What is required
Each line below that contains "components" counts once; report the total and nothing more.

━━━━━━━━━━━━━━━━

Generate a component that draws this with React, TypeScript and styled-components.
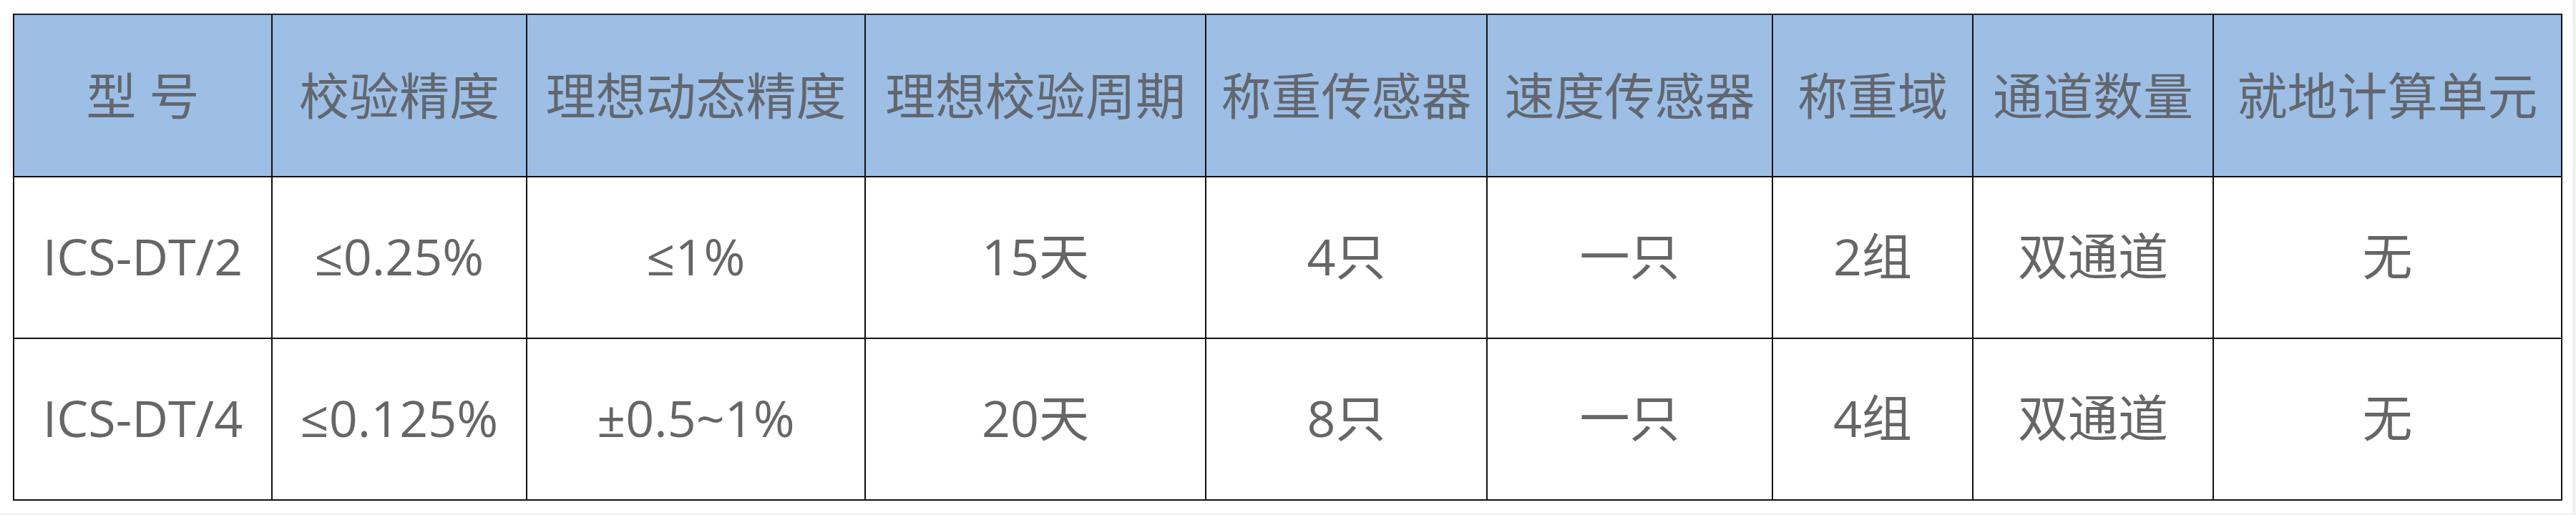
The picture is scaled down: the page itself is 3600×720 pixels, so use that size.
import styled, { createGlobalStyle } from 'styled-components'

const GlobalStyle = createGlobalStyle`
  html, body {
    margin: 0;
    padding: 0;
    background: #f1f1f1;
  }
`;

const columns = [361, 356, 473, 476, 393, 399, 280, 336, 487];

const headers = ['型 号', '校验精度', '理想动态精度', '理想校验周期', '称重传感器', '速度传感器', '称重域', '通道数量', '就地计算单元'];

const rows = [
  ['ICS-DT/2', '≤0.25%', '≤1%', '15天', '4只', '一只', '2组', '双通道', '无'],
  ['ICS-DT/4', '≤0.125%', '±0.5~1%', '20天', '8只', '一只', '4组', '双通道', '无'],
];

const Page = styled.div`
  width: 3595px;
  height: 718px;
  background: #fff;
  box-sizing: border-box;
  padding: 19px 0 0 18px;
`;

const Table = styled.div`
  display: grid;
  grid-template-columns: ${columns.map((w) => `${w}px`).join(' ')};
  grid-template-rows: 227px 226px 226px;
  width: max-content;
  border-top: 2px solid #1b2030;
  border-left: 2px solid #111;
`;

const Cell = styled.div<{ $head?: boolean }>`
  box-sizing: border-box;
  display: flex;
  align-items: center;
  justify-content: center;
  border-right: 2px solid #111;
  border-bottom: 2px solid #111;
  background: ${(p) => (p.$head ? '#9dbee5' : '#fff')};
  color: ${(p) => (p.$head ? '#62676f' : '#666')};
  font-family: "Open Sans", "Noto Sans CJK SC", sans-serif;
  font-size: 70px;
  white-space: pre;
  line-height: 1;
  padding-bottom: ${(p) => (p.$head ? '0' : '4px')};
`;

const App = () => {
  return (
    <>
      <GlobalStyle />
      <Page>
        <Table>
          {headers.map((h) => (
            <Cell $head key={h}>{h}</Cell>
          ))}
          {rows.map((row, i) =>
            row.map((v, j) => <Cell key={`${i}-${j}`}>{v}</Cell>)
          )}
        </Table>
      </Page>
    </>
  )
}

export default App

━━━━━━━━━━━━━━━━

Finished answer
2